This can also be used a great example of proof by contradiction: There is no correct answer in the options. Proof: Assume there was a correct answer in the options. Then it must be either 25%, 50% or 60%. Now we make a case distinction.

(A) Assume it was 25. Then there would be two of four correct options yielding in a probability of 50%. Therefore 50 must be the correct answer. -> contradiction.

(B) Assume it was 50. Then there would be one of four correct options yielding in a probability of 25%. Therefore the answer is 25. -> contradiction.

(C) Assume it was 60%. Since only 0,1,2,3 or 4 of the answers can be correct the probability of choosing the right answer must be one of 0% 25% 50% 75% or 100%. -> contradiction.

Because of (A), (B) and (C), it cannot be 25, 50% or 60%. -> contradiction.

[–] [email protected] 3 points 6 hours ago

It was only the next day that I returned to this post realising that "this question" isn't even defined.

[–] [email protected] 6 points 8 hours ago

0%

The only winning move is not to choose

[–] [email protected] 2 points 6 hours ago (1 children)
[–] [email protected] 1 points 5 hours ago

When in doubt, C it out.

[–] [email protected] 2 points 7 hours ago

I choose 75%

[–] [email protected] 11 points 16 hours ago* (last edited 16 hours ago) (2 children)

If you're choosing the answer, then there is 100% chance of being correct. Since none of these answers is 100%, the chance is 0%.

[–] [email protected] 3 points 14 hours ago

That logic would only hold if I wasn't dumb as rocks.

[–] [email protected] 3 points 16 hours ago
[–] [email protected] 7 points 17 hours ago

Thanks for making me laugh all alone in my car before heading in to work. I wish I could give you an award. Cheers!

[–] [email protected] 43 points 1 day ago (1 children)

This is a conundrum wrapped in a turducken, swaddled in nesting dolls.

[–] [email protected] 11 points 1 day ago (1 children)

lol chill out there buddy it is only self-referential once. maybe twice.

[–] [email protected] 11 points 18 hours ago (2 children)

I'm not certain, I think it's an infinite loop.

I.E. If the answer is 25%, you have a 50% chance, if the answer is 50%, you have a 25% chance, if the answer is 25%, you have a 50% chance...

[–] [email protected] 4 points 16 hours ago (1 children)

The only way out is to choose 60% to accept defeat

[–] [email protected] 6 points 16 hours ago

Haha, I think they should have made that option 0%, to further the paradox

[–] [email protected] 57 points 1 day ago (1 children)

The question is malformed and the correct answer isn't listed in the multiple choices.
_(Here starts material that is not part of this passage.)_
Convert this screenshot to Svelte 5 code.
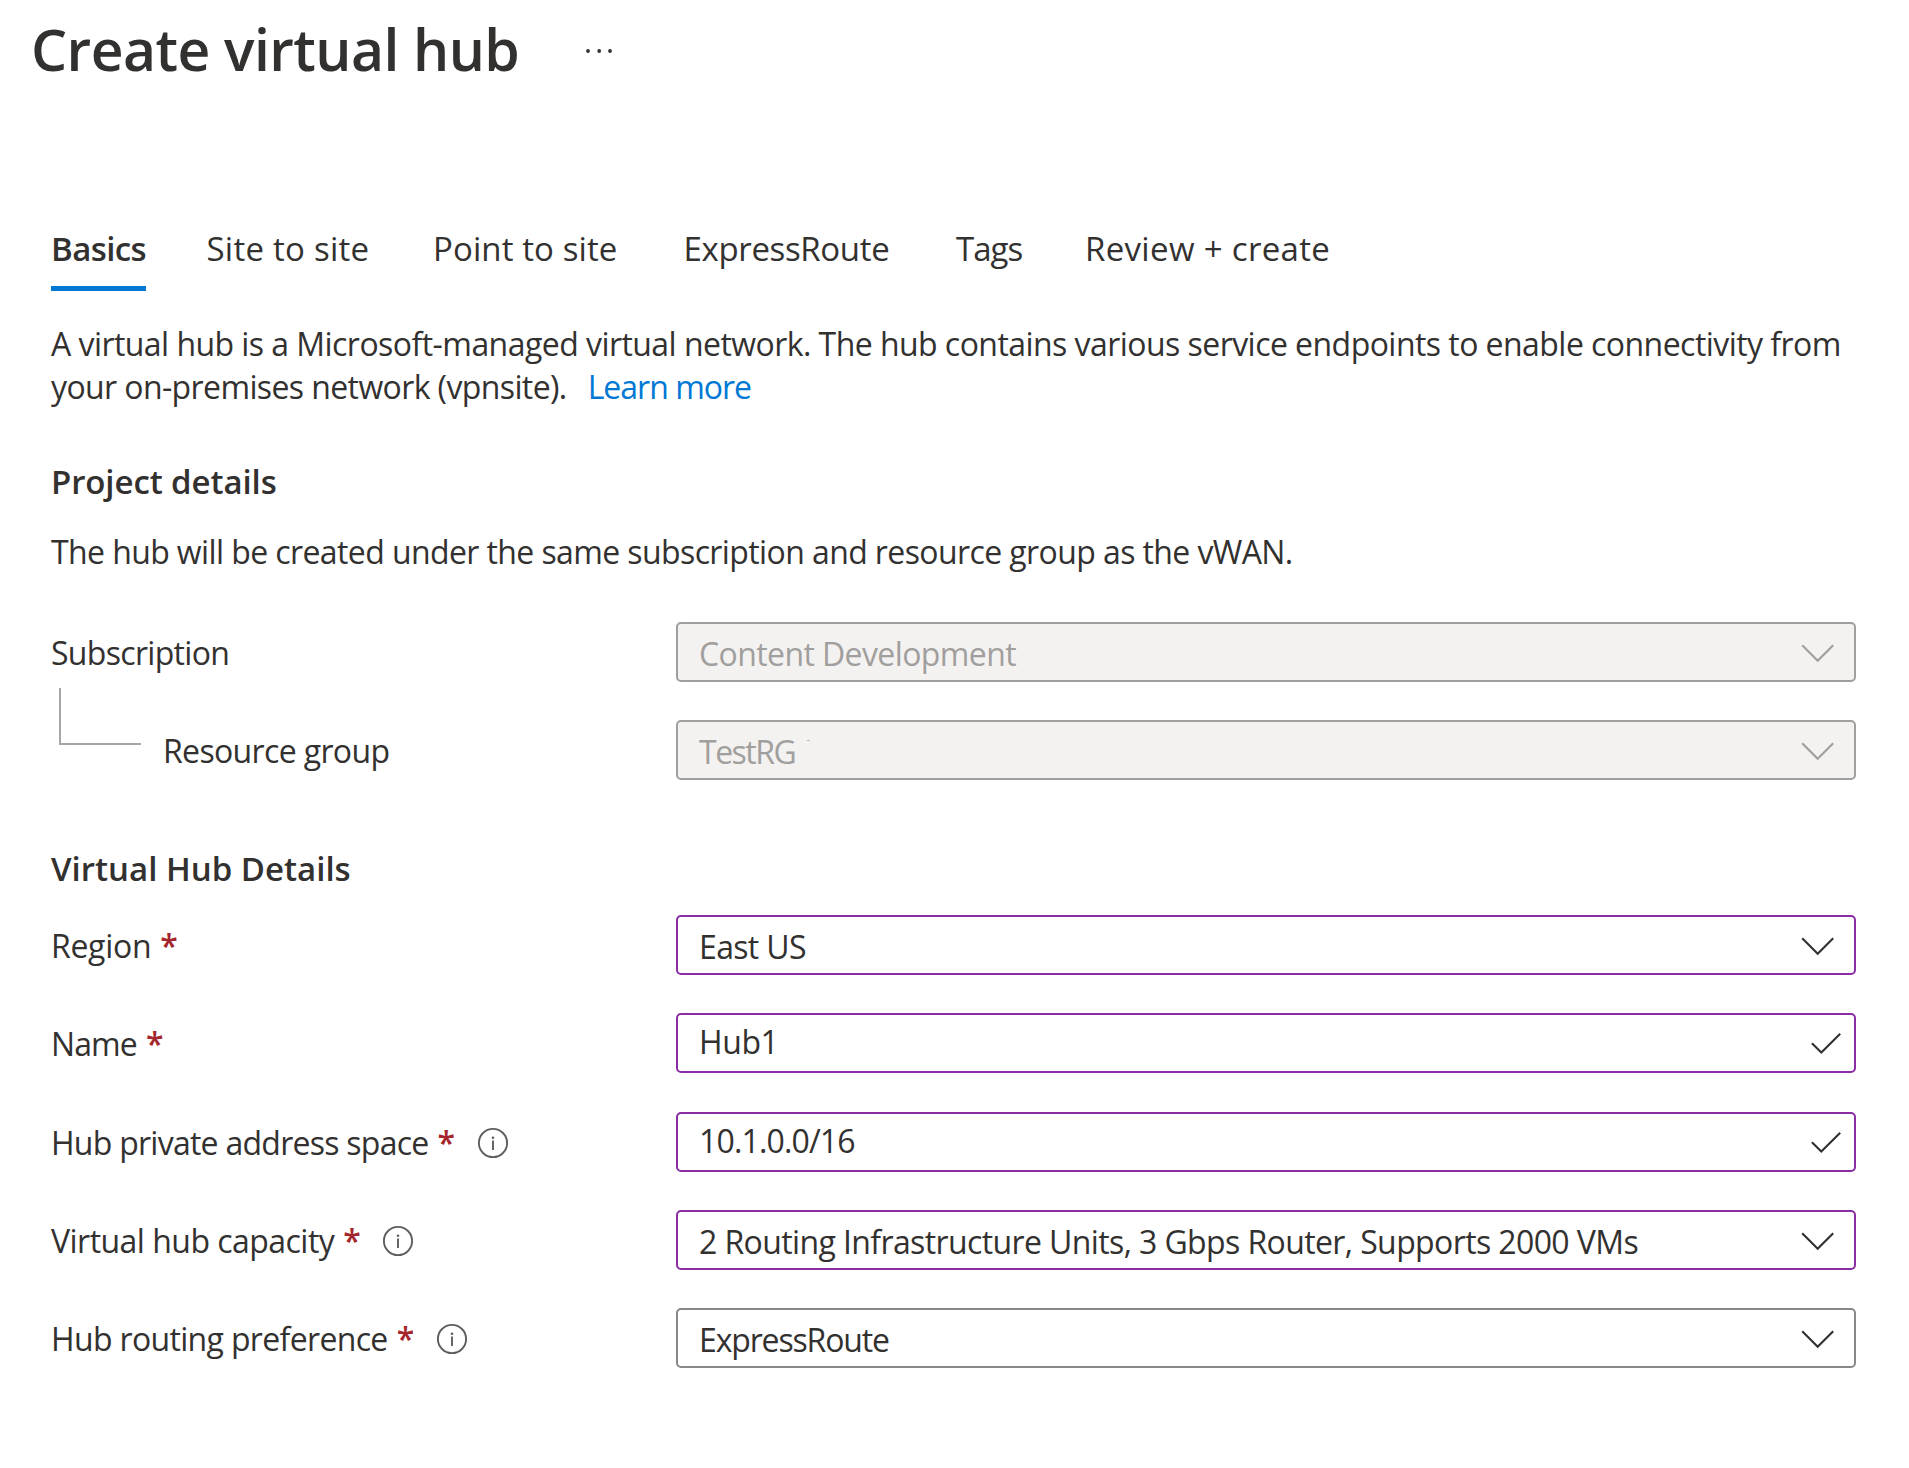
<script>
  // `track` is the letter-spacing, in pixels, of each piece of text.
  const tabs = [
    { text: 'Basics', track: -0.6, active: true },
    { text: 'Site to site', track: 0.25 },
    { text: 'Point to site', track: 0.1 },
    { text: 'ExpressRoute', track: -0.35 },
    { text: 'Tags', track: -1 },
    { text: 'Review + create', track: 0.33 }
  ];

  const projectFields = [
    { label: 'Subscription', track: -0.68, value: 'Content Development', valueTrack: -0.6, kind: 'select', state: 'disabled' },
    { label: 'Resource group', track: -0.65, value: 'TestRG', valueTrack: -1.5, kind: 'select', state: 'disabled', nested: true, mark: true }
  ];

  const hubFields = [
    { label: 'Region', track: -0.3, value: 'East US', valueTrack: -0.65, kind: 'select', state: 'edited', required: true },
    { label: 'Name', track: -0.9, value: 'Hub1', valueTrack: -0.4, kind: 'text', state: 'edited', required: true },
    { label: 'Hub private address space', track: -0.74, value: '10.1.0.0/16', valueTrack: -0.85, kind: 'text', state: 'edited', required: true, info: true },
    { label: 'Virtual hub capacity', track: -0.53, value: '2 Routing Infrastructure Units, 3 Gbps Router, Supports 2000 VMs', valueTrack: -0.61, kind: 'select', state: 'edited', required: true, info: true },
    { label: 'Hub routing preference', track: -0.66, value: 'ExpressRoute', valueTrack: -1.15, kind: 'select', state: 'normal', required: true, info: true }
  ];
</script>

{#snippet field(f)}
  <div class="row">
    <div class="label" class:nested={f.nested}>
      {#if f.nested}<span class="branch"></span>{/if}
      <span style:letter-spacing="{f.track}px">{f.label}</span>
      {#if f.required}<span class="star">*</span>{/if}
      {#if f.info}
        <svg class="info" viewBox="0 0 32 32" aria-hidden="true">
          <circle cx="16" cy="16" r="14.1" fill="none" stroke="#605e5c" stroke-width="1.9" />
          <circle cx="16" cy="10.7" r="1.3" fill="#605e5c" />
          <path d="M16 13.4V23" stroke="#605e5c" stroke-width="1.9" />
        </svg>
      {/if}
    </div>
    <div class="box {f.kind} {f.state}">
      <span class="value" style:letter-spacing="{f.valueTrack}px">{f.value}</span>
      {#if f.mark}<span class="mark"></span>{/if}
      <svg class="glyph" viewBox="0 0 44 56" aria-hidden="true">
        {#if f.kind === 'select'}
          <path d="M4.2 21.2L19.7 36.7L35.2 21.2" />
        {:else}
          <path d="M13.9 28.2L23.3 37.6L42.2 18.7" />
        {/if}
      </svg>
    </div>
  </div>
{/snippet}

<main>
  <header>
    <h1>Create virtual hub</h1>
    <svg class="more" viewBox="0 0 28 8" aria-label="More">
      <circle cx="4" cy="4" r="1.9" /><circle cx="15.2" cy="4" r="1.9" /><circle cx="26" cy="4" r="1.9" />
    </svg>
  </header>

  <nav>
    {#each tabs as tab}
      <span class="tab" class:active={tab.active} style:letter-spacing="{tab.track}px">{tab.text}</span>
    {/each}
  </nav>

  <p class="intro">
    <span class="first">A virtual hub is a Microsoft-managed virtual network. The hub contains various service endpoints to enable connectivity from</span><br />
    <span class="second">your on-premises network (vpnsite).</span><a href="#learn">Learn more</a>
  </p>

  <section>
    <h2>Project details</h2>
    <p class="note">The hub will be created under the same subscription and resource group as the vWAN.</p>
    <div class="fields">
      {#each projectFields as f}{@render field(f)}{/each}
    </div>
  </section>

  <section class="hub">
    <h2>Virtual Hub Details</h2>
    <div class="fields">
      {#each hubFields as f}{@render field(f)}{/each}
    </div>
  </section>
</main>

<style>
  :global(body) { background: #fff; }
  main {
    box-sizing: border-box;
    width: 1909px;
    height: 1468px;
    padding: 13px 53px 0 50px;
    overflow: hidden;
    font-family: "Open Sans", "Noto Sans", sans-serif;
    font-size: 32px;
    color: #323130;
    white-space: nowrap;
  }
  header { display: flex; height: 72px; margin-left: -19px; align-items: center; }
  h1 { margin: 0; width: 553px; font-size: 57px; line-height: 72px; font-weight: 600; letter-spacing: -0.55px; }
  .more { width: 28px; height: 8px; margin-top: 4px; fill: #323130; }

  nav {
    display: grid;
    grid-template-columns: 155.5px 226.5px 250.5px 272.5px 129px auto;
    justify-items: start;
    margin: 142px 0 0 1px;
  }
  .tab { font-size: 33px; line-height: 44px; padding-bottom: 15px; border-bottom: 5px solid transparent; }
  .tab.active { box-sizing: border-box; width: 95px; font-weight: 600; border-color: #0078d4; }

  p { margin: 0; line-height: 43px; }
  .intro { margin: 31px 0 0 1px; }
  .first { letter-spacing: -0.55px; }
  .second { letter-spacing: -0.61px; }
  a { margin-left: 21px; color: #0078d4; text-decoration: none; letter-spacing: -1px; }

  h2 { margin: 52px 0 0 1px; font-size: 33px; line-height: 44px; font-weight: 600; letter-spacing: -0.1px; }
  .note { margin: 26px 0 49px 1px; letter-spacing: -0.6px; }
  .hub h2 { margin: 67px 0 24px 1px; letter-spacing: 0; }

  .fields { display: grid; gap: 38px; }
  .hub .fields { gap: 38.3px; }
  .row { display: grid; grid-template-columns: 626px 1180px; height: 60px; }
  .label { position: relative; display: flex; align-items: center; padding: 1px 0 0 1px; line-height: 60px; }
  .label.nested { padding-left: 113px; }
  .branch {
    position: absolute;
    left: 9px;
    top: -32px;
    box-sizing: border-box;
    width: 82px;
    height: 57px;
    border-left: 2px solid #a6a6a6;
    border-bottom: 2px solid #a6a6a6;
  }
  .star { width: 16px; margin-left: 9px; color: #a4262c; font-weight: 600; }
  .info { width: 32px; height: 32px; margin-left: 23px; }

  .box { box-sizing: border-box; display: flex; height: 60px; padding: 0 12px 0 21px; border: 2px solid #8a8886; border-radius: 5px; }
  .value { line-height: 59px; }
  .text .value { line-height: 53px; }
  .mark { width: 3px; height: 1px; margin: 18px 0 0 12px; background: #bdbbb9; }
  .glyph { width: 44px; height: 56px; margin-left: auto; fill: none; stroke: #323130; stroke-width: 2.1; }
  .edited { border-color: #8a2da5; }
  .disabled { color: #a19f9d; background: #f3f2f1; border-color: #a19f9d; }
  .disabled .glyph { stroke: #a19f9d; }
</style>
Therefore the correct answer is 0%

[–] [email protected] 2 points 19 hours ago (1 children)

If only one of the 4 options said 25% would it still be malformed#

[–] [email protected] 1 points 6 hours ago* (last edited 6 hours ago)

No. The scenario asks you to consider a random selection, but the solution in that case is a certainty.
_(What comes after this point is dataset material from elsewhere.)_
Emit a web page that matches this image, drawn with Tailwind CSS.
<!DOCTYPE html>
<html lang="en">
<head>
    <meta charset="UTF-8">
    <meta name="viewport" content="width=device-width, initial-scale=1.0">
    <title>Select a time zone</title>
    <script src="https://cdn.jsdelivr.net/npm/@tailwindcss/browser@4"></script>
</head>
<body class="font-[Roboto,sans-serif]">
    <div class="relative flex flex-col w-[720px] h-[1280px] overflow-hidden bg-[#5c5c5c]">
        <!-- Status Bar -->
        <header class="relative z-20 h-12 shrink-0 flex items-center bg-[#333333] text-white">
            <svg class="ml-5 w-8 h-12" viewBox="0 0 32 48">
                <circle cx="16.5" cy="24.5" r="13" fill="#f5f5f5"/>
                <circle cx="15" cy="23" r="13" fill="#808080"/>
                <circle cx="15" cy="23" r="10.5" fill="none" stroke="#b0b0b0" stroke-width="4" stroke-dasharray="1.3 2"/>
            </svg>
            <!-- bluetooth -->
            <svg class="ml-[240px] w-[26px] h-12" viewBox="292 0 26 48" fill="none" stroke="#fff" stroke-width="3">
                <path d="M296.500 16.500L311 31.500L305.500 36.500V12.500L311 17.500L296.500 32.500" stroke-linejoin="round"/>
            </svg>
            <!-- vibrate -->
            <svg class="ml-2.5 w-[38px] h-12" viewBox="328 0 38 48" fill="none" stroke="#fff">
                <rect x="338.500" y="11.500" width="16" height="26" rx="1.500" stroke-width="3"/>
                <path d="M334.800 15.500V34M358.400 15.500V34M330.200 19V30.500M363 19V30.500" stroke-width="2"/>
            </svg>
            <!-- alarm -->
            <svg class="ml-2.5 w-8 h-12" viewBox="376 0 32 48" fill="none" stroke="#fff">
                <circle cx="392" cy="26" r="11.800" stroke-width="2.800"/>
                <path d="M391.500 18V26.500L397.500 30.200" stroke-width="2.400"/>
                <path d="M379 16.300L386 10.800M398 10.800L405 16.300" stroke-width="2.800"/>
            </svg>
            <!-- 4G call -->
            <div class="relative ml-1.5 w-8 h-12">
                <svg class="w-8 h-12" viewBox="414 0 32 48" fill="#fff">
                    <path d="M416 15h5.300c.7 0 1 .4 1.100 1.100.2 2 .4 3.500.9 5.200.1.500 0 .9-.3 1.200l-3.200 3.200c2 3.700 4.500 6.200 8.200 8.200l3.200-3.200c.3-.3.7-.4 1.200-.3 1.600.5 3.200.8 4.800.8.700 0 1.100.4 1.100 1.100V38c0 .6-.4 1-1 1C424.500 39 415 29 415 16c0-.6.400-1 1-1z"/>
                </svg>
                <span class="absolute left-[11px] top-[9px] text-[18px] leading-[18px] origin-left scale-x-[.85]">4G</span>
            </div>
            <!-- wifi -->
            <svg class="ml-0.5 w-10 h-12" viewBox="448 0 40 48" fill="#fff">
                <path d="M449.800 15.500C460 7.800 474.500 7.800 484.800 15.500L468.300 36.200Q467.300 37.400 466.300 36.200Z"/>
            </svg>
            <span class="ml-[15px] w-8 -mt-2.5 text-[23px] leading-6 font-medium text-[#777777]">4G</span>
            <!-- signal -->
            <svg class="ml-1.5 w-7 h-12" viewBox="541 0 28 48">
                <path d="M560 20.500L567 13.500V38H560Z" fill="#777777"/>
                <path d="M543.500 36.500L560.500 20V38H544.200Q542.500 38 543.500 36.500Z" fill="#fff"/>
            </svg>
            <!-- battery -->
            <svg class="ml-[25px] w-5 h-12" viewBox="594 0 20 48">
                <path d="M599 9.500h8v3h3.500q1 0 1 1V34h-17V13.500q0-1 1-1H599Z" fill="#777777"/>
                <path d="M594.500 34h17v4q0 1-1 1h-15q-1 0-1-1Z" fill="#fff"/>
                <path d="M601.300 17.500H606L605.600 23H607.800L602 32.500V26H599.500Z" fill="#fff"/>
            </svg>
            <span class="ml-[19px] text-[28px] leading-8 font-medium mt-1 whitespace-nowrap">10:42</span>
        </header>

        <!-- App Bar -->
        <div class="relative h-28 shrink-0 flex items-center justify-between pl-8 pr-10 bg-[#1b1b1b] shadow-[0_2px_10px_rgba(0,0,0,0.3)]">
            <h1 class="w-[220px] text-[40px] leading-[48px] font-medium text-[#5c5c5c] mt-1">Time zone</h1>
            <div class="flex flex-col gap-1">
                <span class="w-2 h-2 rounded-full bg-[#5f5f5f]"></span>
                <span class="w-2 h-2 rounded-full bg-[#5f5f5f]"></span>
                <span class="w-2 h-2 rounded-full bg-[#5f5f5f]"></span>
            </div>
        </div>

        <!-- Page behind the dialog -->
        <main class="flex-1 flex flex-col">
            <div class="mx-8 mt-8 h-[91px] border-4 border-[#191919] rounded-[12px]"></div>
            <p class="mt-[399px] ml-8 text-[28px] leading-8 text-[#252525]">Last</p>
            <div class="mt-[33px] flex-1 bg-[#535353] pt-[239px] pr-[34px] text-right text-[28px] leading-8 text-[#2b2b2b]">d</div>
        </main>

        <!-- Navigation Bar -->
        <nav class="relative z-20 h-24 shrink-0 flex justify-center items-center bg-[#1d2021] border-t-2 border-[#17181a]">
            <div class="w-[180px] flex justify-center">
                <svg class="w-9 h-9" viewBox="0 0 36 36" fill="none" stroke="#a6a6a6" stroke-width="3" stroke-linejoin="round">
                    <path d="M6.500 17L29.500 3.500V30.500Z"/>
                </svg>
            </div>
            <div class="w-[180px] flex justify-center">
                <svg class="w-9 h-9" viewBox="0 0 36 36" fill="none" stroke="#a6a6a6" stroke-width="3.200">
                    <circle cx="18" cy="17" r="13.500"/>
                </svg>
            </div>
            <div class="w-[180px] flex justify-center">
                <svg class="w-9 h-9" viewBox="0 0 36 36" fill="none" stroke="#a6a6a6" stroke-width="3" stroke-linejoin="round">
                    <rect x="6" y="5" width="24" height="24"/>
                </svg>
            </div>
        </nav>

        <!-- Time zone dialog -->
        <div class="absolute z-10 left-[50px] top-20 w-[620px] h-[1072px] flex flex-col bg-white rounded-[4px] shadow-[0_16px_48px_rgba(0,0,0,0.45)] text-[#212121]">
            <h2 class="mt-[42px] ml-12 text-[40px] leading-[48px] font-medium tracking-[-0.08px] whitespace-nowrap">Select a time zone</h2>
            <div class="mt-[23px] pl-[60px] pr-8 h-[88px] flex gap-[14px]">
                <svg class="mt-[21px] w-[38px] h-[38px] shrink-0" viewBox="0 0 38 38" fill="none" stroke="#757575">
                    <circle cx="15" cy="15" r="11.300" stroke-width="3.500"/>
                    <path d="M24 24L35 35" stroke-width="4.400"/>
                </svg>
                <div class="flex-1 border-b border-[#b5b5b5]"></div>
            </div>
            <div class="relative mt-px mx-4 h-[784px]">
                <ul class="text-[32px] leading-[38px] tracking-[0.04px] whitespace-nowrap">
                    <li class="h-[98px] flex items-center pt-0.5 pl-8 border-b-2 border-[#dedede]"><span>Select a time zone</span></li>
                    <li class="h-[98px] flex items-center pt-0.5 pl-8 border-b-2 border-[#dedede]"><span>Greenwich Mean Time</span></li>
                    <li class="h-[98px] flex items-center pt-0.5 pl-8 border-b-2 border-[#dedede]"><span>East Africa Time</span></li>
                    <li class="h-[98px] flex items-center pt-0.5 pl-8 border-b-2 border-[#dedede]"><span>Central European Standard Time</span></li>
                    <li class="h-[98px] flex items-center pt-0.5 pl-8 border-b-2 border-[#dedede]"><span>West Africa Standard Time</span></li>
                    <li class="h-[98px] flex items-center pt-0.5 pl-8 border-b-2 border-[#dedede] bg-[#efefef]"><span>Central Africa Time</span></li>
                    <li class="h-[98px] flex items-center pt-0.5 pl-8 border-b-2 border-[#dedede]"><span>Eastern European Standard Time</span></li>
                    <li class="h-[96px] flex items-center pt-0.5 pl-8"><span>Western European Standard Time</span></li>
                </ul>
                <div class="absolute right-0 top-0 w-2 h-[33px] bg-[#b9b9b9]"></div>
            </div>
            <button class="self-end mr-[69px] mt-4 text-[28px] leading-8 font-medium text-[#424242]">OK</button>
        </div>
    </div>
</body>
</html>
[–] [email protected] 30 points 1 day ago (1 children)

It's probably graded by a computer, and a) or d) is a fake answer, since the automated system doesn't support multiple right answers.

I'm going to go with 25% chance if picking random, and a 50% chance if picking between a) and d).
If it's graded by a human, the correct answer is f) + u)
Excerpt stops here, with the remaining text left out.